[start of INFORMATION PROVIDED]
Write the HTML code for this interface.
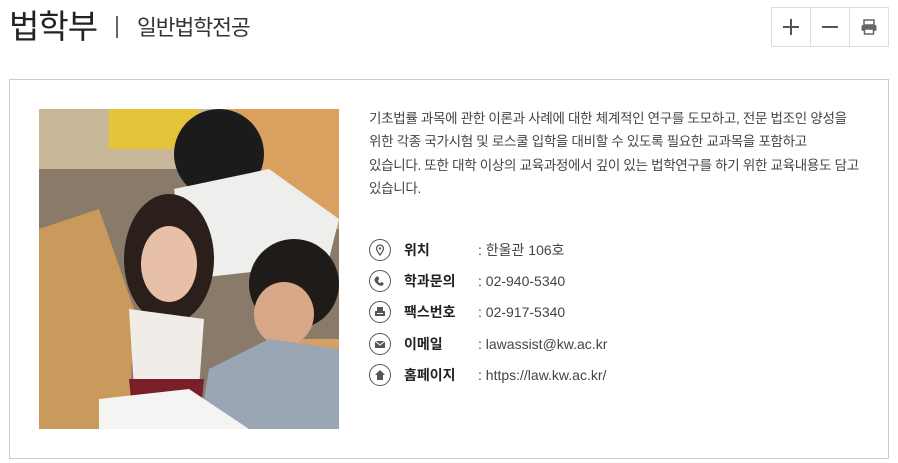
[end of INFORMATION PROVIDED]
[start of INFORMATION PROVIDED]
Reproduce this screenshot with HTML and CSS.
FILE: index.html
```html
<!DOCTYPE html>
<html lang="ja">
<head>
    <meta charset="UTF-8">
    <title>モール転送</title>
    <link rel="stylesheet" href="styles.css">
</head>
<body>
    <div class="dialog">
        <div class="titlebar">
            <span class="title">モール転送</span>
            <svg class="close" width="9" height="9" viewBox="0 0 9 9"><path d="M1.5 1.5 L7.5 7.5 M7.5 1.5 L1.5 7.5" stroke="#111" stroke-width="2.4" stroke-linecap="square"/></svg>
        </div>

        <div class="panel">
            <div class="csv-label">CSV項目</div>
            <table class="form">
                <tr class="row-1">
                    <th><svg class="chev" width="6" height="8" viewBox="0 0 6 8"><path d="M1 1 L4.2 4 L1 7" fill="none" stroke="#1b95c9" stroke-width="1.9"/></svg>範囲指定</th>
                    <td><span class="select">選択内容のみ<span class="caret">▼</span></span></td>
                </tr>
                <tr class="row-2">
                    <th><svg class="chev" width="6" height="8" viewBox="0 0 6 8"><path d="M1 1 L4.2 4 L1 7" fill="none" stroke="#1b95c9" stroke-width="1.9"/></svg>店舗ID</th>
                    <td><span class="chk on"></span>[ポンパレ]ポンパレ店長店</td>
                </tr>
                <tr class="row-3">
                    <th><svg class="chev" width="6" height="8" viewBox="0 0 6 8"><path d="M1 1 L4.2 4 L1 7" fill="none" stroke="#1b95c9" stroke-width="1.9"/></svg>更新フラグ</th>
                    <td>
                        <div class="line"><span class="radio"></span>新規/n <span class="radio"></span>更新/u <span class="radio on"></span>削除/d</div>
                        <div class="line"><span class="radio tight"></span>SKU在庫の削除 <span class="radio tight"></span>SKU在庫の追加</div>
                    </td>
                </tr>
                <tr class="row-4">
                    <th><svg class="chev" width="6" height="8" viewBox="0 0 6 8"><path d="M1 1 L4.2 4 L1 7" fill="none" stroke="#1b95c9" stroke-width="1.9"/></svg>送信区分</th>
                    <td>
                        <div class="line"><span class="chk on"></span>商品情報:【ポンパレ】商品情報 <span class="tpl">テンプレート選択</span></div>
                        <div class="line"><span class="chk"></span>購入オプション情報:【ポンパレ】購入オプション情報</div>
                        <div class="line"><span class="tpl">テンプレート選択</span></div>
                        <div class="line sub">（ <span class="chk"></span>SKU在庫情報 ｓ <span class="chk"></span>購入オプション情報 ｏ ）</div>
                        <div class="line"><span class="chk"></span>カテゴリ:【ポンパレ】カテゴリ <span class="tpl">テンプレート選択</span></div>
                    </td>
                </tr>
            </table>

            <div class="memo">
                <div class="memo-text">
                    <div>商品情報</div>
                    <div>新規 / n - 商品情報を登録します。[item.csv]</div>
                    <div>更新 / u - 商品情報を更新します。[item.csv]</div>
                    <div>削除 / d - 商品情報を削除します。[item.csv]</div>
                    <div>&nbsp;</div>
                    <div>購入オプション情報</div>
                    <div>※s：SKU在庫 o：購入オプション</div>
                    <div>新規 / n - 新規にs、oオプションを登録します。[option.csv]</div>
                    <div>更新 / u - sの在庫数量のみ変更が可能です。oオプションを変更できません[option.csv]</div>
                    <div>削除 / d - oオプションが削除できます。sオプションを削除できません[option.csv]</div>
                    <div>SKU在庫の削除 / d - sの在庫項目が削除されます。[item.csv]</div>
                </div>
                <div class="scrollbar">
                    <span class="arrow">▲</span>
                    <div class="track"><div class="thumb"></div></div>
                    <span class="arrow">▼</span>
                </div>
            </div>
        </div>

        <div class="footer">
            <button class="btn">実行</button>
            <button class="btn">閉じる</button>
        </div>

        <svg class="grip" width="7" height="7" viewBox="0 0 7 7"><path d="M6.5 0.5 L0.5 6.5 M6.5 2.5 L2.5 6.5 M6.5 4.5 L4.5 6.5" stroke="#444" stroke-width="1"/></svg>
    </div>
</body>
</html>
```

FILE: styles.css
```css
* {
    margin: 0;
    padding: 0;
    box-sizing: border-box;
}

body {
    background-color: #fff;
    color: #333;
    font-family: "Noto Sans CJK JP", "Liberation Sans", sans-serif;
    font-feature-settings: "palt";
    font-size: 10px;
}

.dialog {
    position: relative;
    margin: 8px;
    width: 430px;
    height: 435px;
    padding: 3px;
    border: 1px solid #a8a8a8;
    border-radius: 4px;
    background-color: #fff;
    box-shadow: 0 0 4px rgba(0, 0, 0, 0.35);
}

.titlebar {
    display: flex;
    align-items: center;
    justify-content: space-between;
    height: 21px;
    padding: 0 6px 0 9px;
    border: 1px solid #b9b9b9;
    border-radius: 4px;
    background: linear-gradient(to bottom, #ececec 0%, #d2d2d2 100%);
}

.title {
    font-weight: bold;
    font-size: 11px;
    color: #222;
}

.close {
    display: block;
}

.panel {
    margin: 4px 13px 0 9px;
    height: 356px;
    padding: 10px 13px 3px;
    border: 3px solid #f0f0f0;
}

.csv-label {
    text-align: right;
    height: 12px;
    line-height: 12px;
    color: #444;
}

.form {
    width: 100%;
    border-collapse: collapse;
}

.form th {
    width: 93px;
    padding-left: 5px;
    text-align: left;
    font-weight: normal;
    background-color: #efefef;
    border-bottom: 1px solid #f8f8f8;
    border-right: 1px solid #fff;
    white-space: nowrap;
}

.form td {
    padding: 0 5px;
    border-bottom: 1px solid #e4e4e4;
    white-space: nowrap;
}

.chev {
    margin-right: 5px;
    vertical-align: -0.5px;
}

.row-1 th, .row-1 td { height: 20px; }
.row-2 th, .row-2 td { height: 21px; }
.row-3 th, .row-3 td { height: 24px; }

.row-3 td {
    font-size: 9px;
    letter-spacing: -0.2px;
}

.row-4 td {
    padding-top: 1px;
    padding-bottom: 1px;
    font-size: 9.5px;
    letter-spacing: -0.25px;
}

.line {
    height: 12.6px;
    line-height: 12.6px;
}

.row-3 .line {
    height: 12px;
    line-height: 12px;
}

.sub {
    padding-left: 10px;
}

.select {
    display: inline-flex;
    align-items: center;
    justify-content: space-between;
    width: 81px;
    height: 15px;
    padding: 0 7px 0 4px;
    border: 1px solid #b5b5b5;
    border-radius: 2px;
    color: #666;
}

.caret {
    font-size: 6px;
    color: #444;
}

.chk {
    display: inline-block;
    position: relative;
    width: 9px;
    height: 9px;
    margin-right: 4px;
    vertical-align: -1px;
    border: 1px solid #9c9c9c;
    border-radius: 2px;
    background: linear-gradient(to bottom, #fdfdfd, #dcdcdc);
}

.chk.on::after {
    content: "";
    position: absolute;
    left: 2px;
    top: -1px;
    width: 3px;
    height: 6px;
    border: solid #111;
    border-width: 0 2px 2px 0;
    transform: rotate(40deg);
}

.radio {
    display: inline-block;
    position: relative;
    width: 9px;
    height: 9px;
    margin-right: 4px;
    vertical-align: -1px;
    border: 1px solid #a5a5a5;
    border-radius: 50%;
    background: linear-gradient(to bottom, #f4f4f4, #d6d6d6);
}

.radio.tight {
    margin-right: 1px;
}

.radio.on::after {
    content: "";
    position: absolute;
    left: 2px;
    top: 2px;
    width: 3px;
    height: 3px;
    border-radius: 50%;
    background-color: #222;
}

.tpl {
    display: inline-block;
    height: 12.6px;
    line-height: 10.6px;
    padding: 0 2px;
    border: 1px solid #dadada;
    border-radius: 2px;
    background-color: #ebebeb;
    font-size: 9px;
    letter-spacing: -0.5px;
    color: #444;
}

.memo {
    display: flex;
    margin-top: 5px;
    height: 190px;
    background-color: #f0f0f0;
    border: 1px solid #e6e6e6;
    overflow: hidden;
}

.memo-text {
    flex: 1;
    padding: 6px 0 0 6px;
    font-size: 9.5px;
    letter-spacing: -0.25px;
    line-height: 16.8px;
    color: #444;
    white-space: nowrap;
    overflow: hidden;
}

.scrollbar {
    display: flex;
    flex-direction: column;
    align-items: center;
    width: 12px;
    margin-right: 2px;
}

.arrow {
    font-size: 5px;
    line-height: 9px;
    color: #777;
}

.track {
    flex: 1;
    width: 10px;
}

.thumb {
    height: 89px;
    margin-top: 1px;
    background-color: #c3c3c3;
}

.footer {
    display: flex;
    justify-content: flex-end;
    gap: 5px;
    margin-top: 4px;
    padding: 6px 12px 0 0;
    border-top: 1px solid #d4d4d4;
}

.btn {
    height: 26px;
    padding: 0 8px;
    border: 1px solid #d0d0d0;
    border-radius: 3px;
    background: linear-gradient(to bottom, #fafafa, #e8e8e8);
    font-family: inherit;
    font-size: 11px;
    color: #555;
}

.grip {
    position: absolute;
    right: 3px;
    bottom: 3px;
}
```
[end of INFORMATION PROVIDED]
▶ **SET TASK**
Find each line holding the word "this" and copy it.

▶ **TASK RESULT**
Write the HTML code for this interface.
Reproduce this screenshot with HTML and CSS.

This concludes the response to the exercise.